• **Task to complete**:
Wherever a line holds the word "page", copy that line out.

• **Source excerpt**:
········

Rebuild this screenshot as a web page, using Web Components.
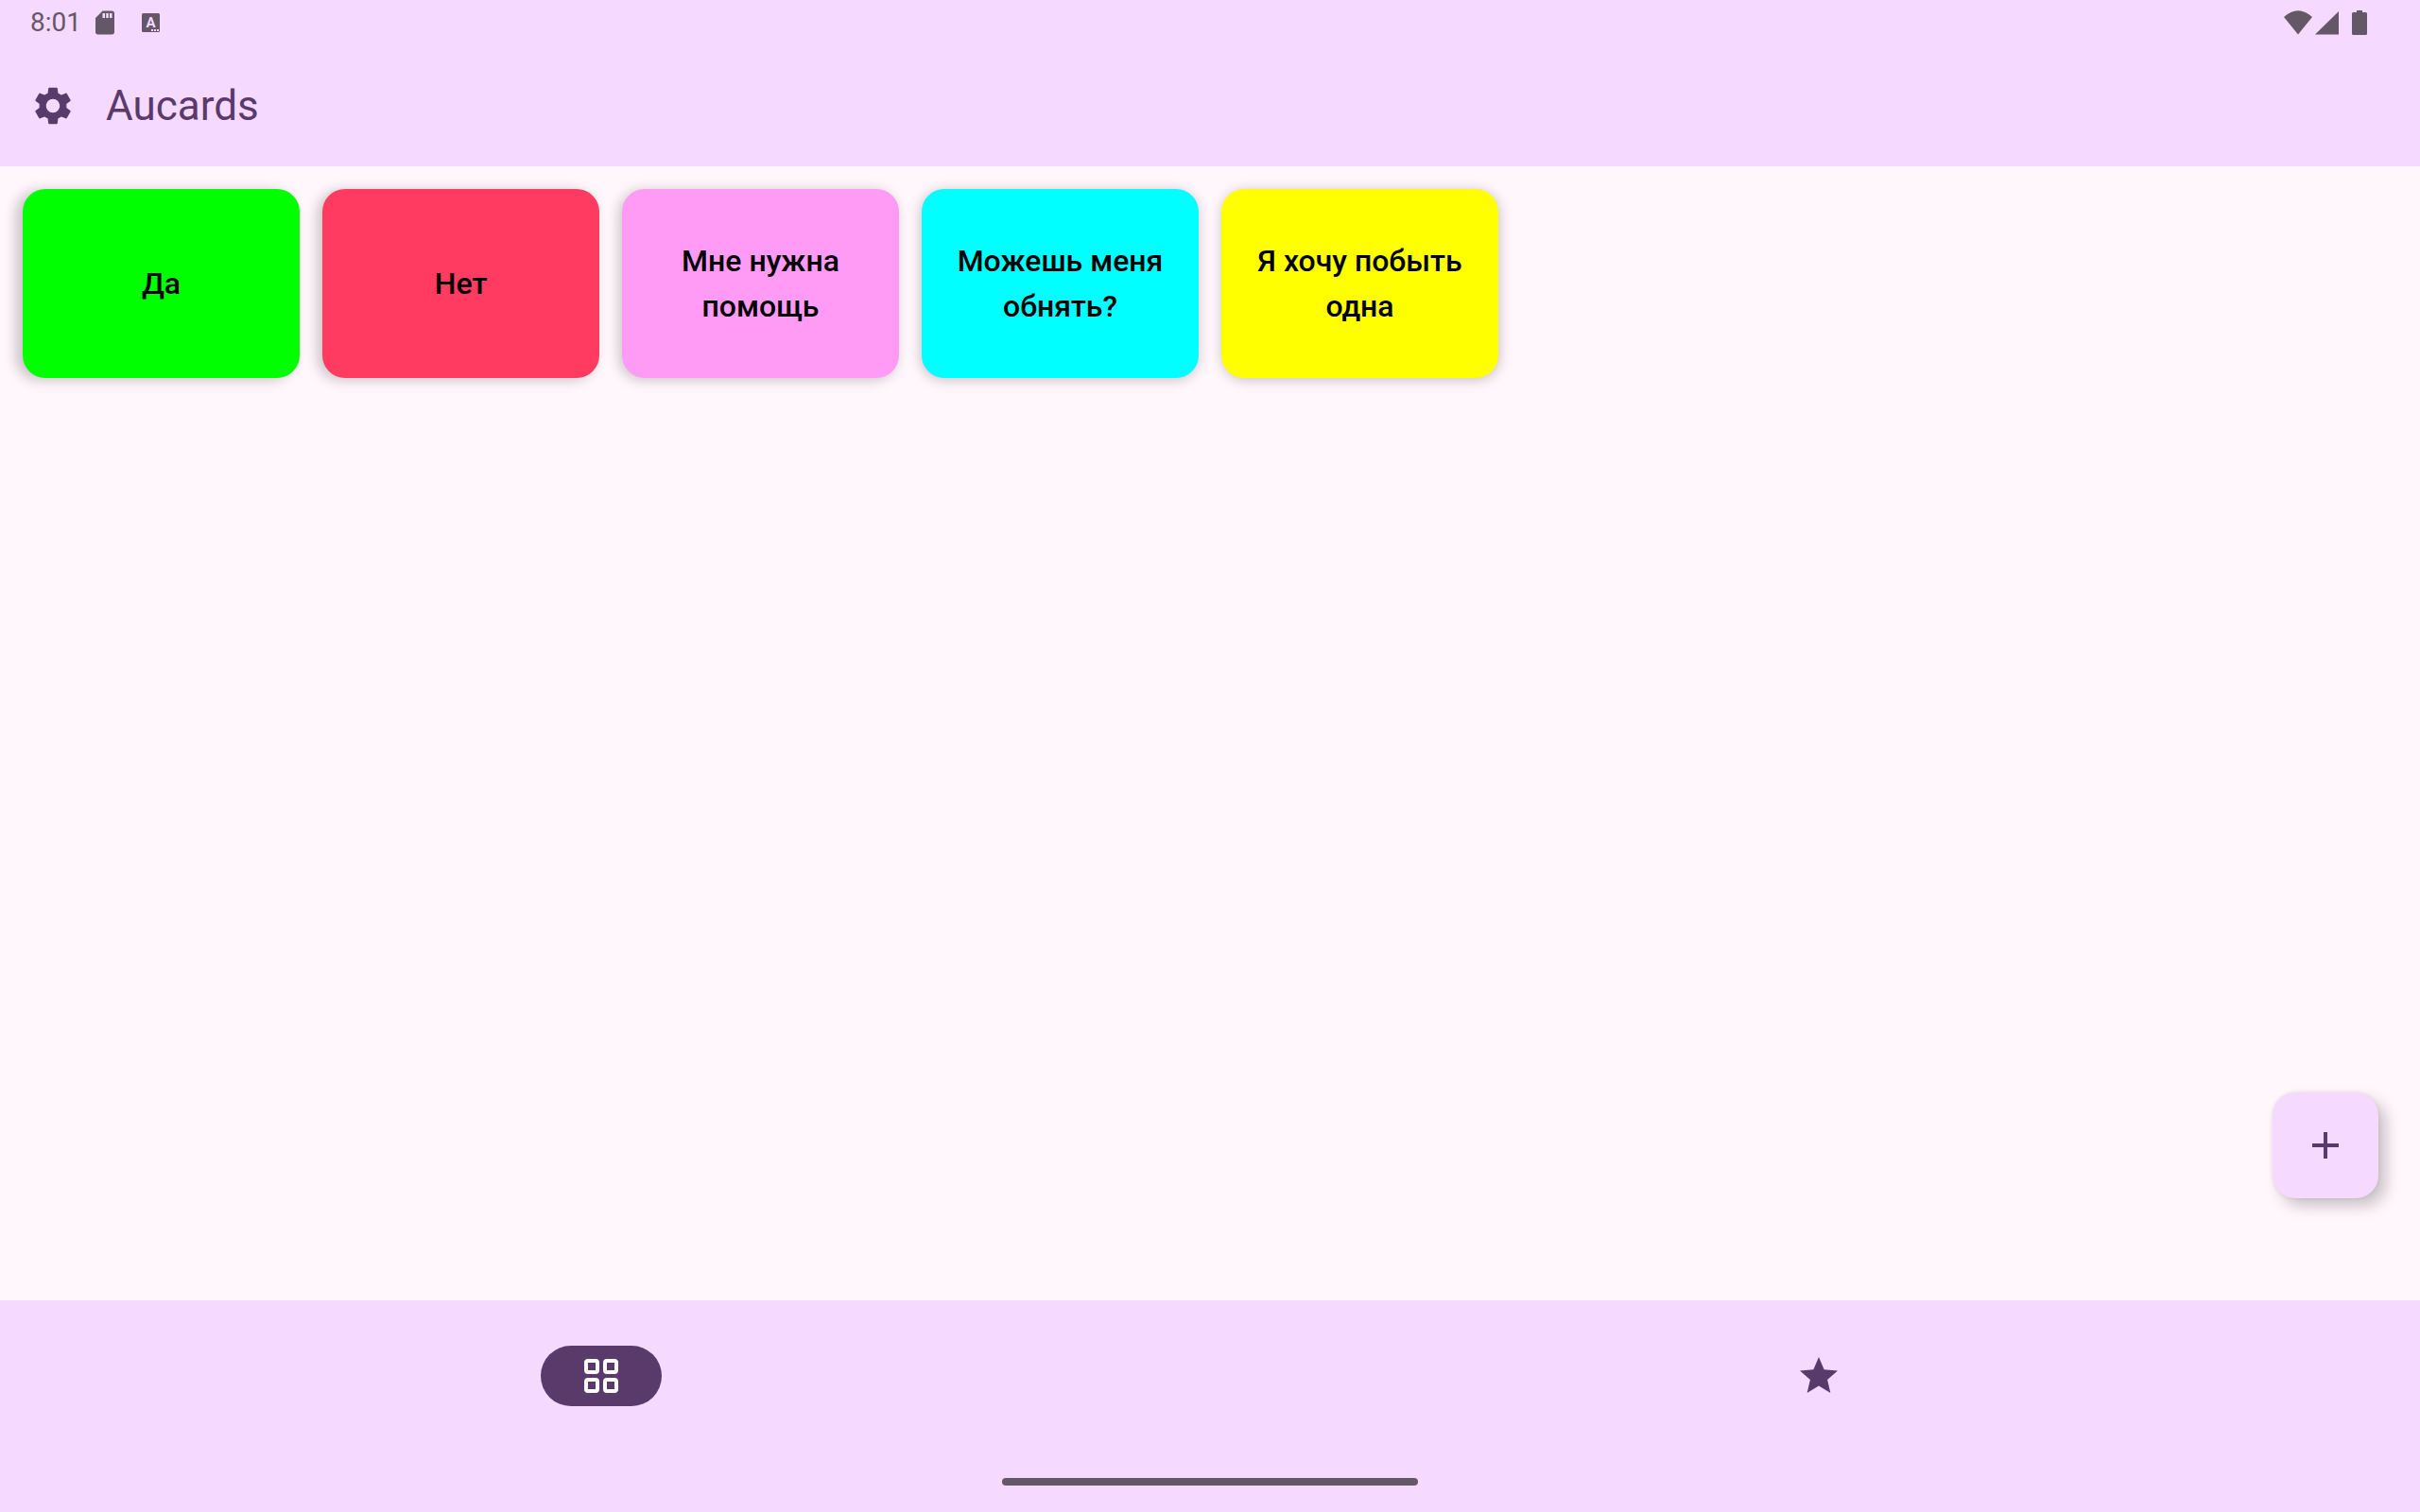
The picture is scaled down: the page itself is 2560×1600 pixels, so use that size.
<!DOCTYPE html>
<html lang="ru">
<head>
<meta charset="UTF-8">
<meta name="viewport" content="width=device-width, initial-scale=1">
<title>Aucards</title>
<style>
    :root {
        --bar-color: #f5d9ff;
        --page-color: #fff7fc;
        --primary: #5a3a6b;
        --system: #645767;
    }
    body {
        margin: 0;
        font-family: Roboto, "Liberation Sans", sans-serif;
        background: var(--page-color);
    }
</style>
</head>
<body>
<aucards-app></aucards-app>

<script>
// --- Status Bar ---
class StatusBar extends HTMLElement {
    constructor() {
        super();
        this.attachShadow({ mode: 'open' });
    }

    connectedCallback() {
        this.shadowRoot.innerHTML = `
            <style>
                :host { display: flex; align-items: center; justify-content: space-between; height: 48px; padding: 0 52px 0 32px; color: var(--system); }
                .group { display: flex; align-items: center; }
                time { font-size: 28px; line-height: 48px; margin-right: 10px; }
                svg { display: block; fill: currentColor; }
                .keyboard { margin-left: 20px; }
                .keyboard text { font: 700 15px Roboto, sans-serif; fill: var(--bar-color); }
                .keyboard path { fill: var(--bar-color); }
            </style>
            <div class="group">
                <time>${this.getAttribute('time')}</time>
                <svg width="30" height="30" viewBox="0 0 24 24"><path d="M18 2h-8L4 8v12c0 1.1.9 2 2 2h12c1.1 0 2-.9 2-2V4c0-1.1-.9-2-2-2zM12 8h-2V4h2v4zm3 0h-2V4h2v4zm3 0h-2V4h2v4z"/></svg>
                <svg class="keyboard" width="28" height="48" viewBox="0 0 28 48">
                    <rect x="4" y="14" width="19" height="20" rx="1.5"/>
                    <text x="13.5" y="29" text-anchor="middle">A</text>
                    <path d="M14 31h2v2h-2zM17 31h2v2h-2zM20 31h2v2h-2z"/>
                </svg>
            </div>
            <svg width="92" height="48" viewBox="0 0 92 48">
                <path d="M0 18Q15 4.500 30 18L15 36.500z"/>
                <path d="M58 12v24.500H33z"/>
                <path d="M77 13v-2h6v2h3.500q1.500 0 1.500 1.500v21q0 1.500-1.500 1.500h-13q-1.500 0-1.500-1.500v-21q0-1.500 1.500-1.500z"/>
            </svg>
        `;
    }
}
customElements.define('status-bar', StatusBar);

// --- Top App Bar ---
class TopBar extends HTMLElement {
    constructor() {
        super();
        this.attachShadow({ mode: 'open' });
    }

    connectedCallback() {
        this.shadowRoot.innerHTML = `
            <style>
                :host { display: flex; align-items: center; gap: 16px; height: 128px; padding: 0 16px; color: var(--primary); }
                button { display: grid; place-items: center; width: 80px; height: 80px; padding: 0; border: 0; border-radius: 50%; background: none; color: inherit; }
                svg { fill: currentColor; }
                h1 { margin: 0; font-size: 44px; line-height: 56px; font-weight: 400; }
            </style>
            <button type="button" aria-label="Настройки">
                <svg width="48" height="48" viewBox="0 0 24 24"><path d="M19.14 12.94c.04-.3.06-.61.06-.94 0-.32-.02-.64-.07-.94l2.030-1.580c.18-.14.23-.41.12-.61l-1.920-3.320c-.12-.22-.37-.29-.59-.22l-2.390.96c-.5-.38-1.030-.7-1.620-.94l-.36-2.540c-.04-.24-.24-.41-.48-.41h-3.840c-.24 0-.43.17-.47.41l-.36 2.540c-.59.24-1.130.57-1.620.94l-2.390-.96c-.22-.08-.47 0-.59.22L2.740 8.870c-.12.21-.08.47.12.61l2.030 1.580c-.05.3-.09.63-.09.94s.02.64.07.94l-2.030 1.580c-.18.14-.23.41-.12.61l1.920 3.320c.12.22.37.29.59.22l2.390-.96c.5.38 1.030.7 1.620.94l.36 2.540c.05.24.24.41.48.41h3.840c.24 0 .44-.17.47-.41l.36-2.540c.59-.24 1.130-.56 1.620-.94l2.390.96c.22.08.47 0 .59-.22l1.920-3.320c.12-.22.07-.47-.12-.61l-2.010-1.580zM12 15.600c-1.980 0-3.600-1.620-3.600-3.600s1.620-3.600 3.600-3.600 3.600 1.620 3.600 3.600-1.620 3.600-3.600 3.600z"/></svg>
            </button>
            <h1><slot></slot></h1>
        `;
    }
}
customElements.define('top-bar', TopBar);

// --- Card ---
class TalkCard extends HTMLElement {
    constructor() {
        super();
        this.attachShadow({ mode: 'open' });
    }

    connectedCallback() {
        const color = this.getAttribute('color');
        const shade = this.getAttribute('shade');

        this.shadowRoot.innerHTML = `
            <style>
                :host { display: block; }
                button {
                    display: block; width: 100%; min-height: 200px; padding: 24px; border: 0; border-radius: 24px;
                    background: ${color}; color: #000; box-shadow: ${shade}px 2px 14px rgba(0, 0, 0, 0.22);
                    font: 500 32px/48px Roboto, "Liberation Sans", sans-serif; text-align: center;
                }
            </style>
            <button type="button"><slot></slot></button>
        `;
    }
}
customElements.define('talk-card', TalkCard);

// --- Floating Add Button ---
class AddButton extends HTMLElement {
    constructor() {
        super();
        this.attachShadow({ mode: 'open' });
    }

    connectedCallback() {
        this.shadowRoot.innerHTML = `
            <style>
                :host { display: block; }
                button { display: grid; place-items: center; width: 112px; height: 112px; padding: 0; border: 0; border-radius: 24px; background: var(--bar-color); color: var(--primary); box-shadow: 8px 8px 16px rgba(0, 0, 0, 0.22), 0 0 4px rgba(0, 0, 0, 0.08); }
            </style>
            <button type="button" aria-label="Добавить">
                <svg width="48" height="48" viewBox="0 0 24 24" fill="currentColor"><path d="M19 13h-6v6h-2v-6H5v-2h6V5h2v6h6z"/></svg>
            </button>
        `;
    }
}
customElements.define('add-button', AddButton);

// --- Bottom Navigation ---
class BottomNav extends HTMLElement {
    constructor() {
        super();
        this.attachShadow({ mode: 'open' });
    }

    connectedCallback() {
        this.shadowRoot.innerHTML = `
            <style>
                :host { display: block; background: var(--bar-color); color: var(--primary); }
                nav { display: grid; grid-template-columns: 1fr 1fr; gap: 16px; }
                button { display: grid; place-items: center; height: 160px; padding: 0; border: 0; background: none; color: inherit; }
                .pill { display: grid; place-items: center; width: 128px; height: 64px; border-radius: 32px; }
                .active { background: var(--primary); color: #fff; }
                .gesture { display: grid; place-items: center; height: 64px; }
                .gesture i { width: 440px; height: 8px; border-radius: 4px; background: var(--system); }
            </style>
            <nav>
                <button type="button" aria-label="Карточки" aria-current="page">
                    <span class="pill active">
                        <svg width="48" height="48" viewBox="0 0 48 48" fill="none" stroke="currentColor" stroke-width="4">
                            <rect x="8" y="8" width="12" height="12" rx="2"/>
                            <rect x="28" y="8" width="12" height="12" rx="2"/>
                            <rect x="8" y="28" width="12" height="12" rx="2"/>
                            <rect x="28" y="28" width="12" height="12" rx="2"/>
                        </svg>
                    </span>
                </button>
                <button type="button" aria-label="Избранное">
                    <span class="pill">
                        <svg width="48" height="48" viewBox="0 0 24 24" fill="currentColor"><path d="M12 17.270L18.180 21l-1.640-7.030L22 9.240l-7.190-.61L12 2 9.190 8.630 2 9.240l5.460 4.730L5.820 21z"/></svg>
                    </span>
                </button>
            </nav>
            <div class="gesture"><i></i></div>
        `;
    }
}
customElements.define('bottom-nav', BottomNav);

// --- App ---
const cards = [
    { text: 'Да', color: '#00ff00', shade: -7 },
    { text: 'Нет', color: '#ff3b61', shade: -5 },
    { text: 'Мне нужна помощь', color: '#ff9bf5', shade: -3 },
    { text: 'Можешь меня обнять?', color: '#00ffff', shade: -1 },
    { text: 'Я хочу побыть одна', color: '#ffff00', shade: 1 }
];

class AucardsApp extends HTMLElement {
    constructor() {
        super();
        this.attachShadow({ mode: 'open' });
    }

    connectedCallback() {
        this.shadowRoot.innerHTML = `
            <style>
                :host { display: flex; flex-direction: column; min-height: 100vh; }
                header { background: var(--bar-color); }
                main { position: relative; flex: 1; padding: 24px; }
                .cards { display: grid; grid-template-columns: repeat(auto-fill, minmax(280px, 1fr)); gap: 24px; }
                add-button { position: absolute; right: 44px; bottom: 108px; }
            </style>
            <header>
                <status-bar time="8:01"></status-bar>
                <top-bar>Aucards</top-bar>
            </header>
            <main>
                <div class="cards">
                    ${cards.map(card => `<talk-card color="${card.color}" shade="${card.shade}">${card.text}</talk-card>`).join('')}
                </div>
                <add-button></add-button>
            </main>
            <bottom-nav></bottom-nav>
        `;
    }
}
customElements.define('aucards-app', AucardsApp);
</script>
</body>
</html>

········

• **Response**:
Rebuild this screenshot as a web page, using Web Components.
The picture is scaled down: the page itself is 2560×1600 pixels, so use that size.
        --page-color: #fff7fc;
        background: var(--page-color);
                <button type="button" aria-label="Карточки" aria-current="page">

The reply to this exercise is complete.